Se “a vida é a arte do
encontro”, como declarou Vinícius de Moraes (e, de fato, é), há nela, como o
“Poetinha” enfatizou, inúmeros desencontros. Nestes, destaco, não há nenhum meu
em relação a Pelé. Mas há inúmeros, de pessoas invejosas e mal-resolvidas, que
não se conformam com o sucesso alheio, com ele. Por anos a fio, li e ouvi
muitas e muitas e muitas pessoas tentando desconstruir a imagem do atleta do
século. Citavam conflitos familiares dele, cujas circunstâncias reais
desconheciam, baseados, apenas, no estúpido “ouvi dizer”, para tentar
diminuí-lo. Ainda hoje é freqüente a contestação ás suas opiniões, que tentam
ridicularizar, como se ele não tivesse o direito de tê-las e expô-las. Ora,
ora, ora...
Esquecem-se, porem, de
suas virtudes (e já nem digo na profissão que exerceu, que são inesquecíveis
para quem as testemunhou). Esses detratores gratuitos e irresponsáveis não se
dão conta da simplicidade de Pelé (ele que, provavelmente, ainda é o brasileiro
mais conhecido no mundo, mesmo tendo parado de jogar há praticamente 40 anos).

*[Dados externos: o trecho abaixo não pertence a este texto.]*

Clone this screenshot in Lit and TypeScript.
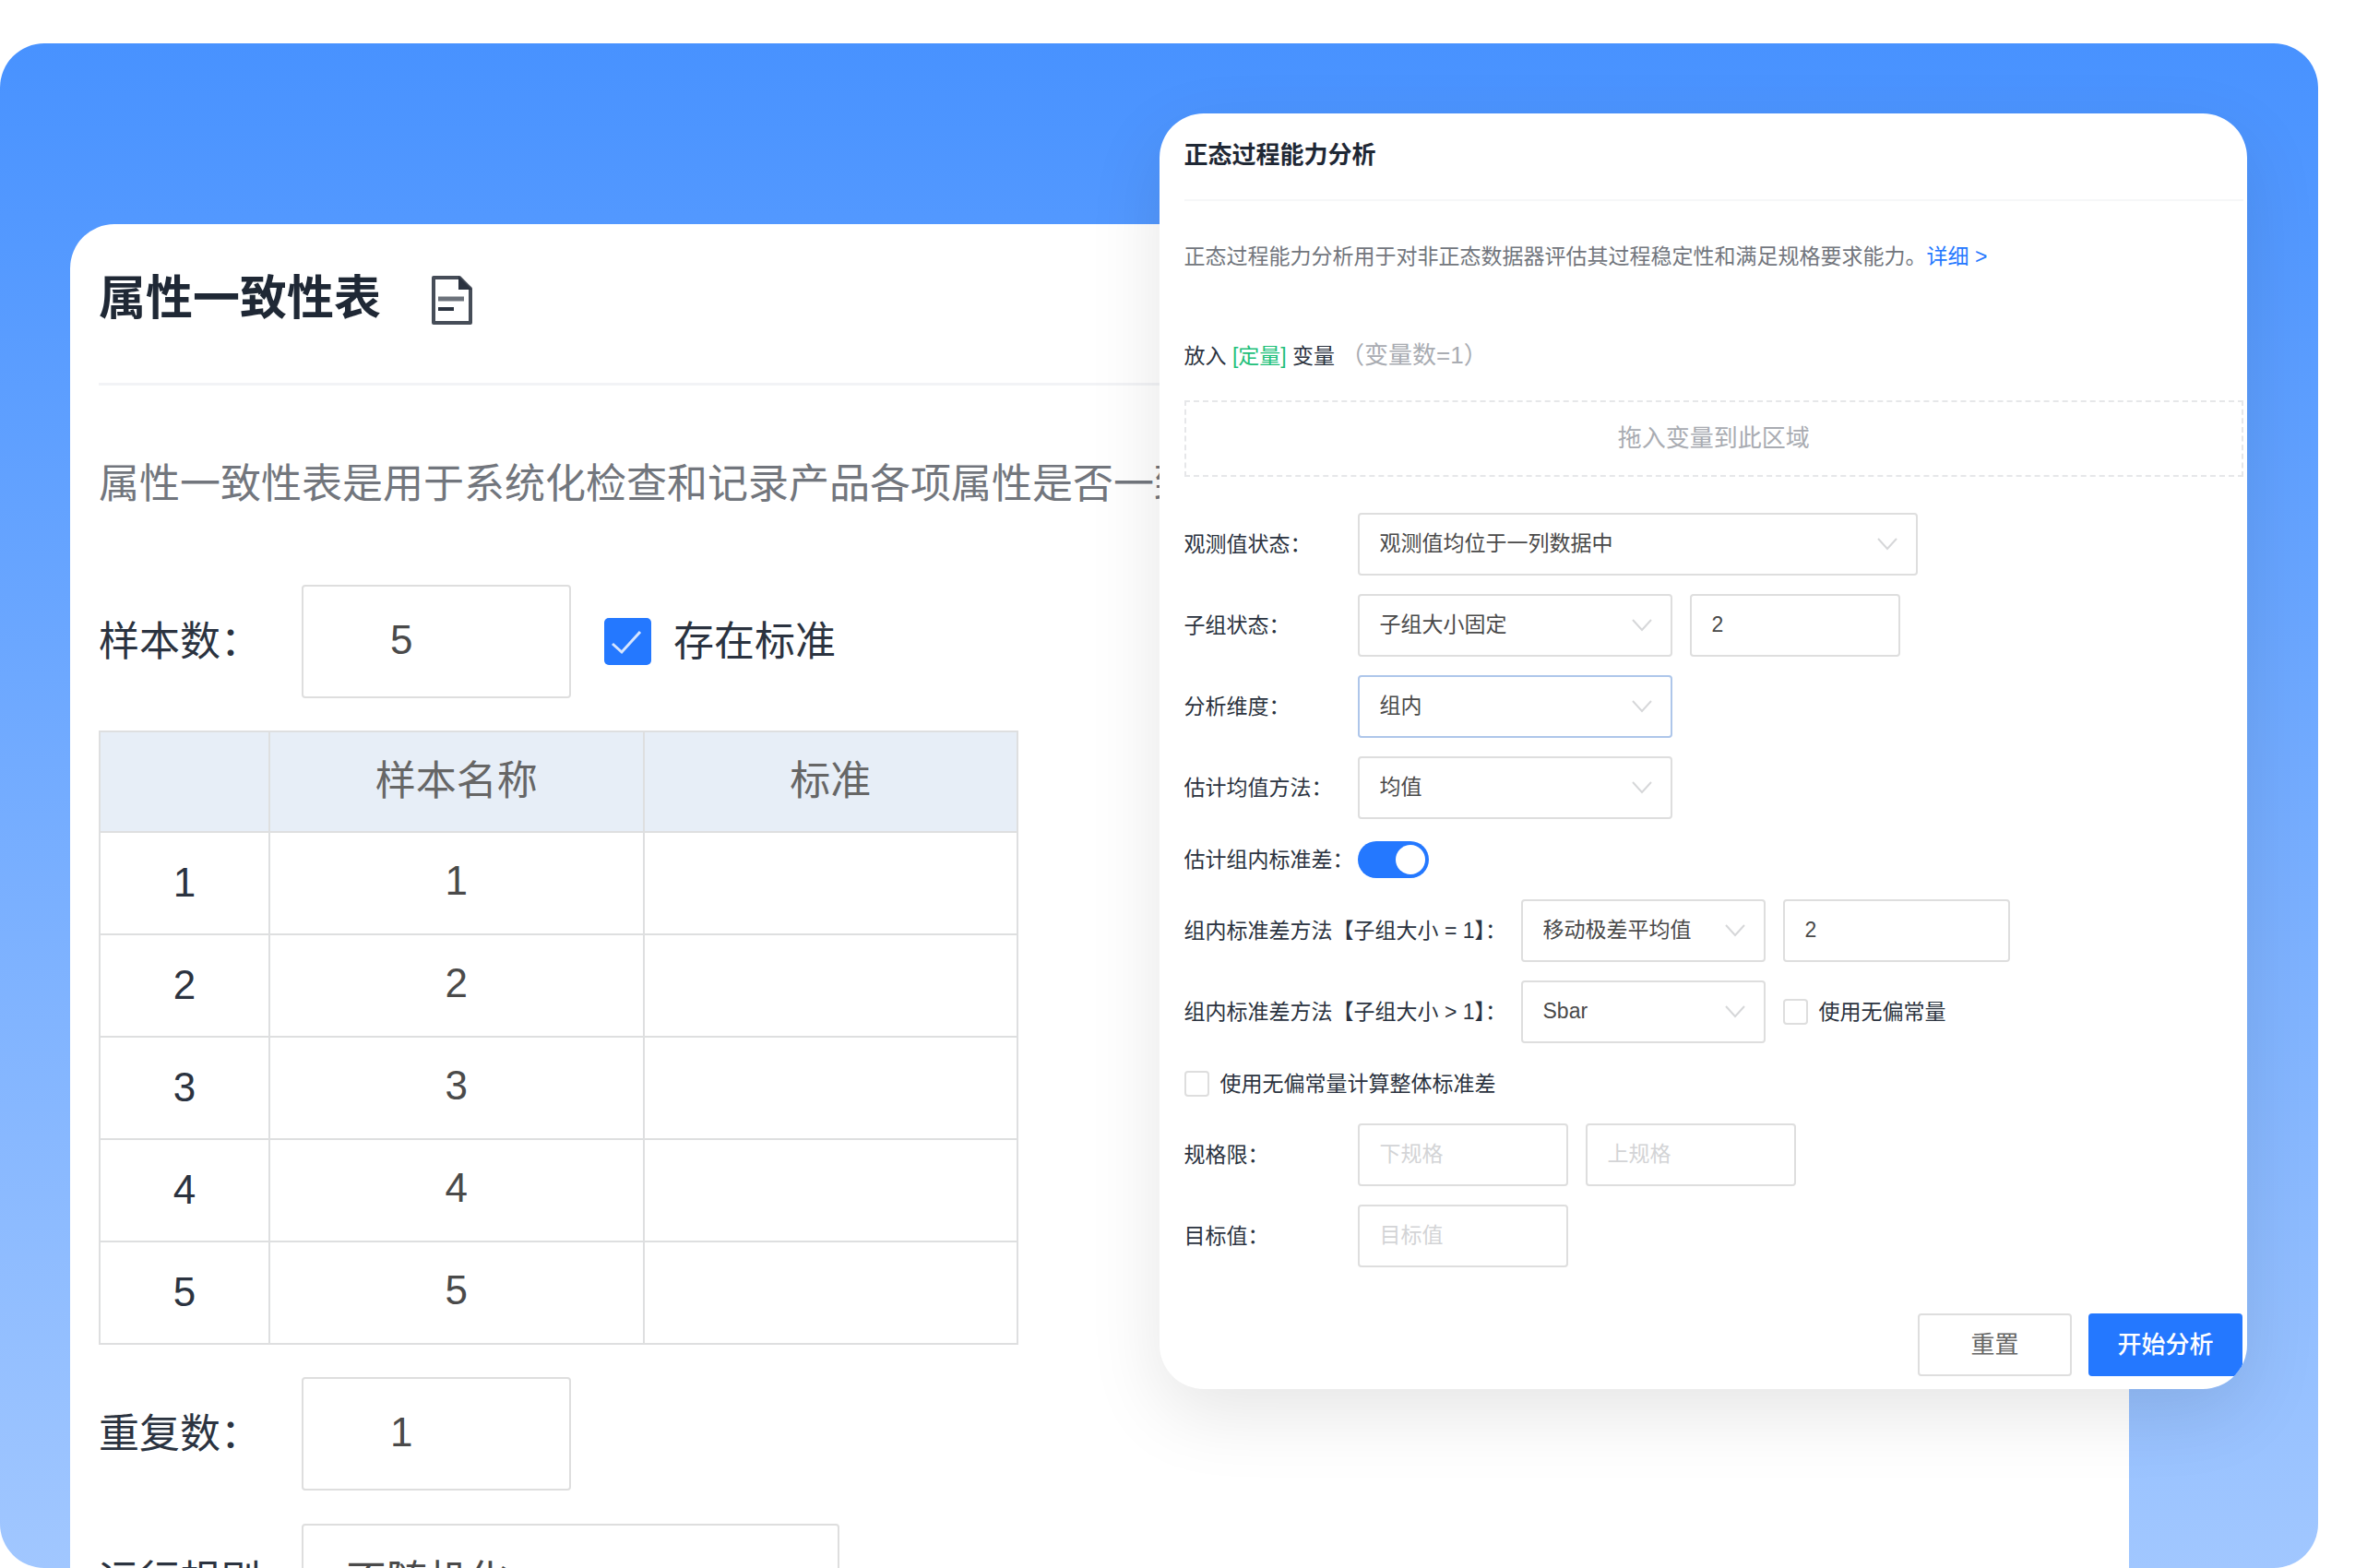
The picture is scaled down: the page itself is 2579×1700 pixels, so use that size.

Nunca soube, por exemplo, que o atleta do século, em algum tempo ou lugar,
tenha se recusado a atender alguém, seja qual for a razão. ou deixado de dar
entrevista mesmo a seus detratores. Foi genial jogando bola. É genial em sua
humanidade, simplicidade e afabilidade. Passados 54 anos, ainda sinto o calor
daquele seu abraço, dado em um quase menino, que, também por isso, o tem e
sempre terá na conta de um genial irmão mais velho.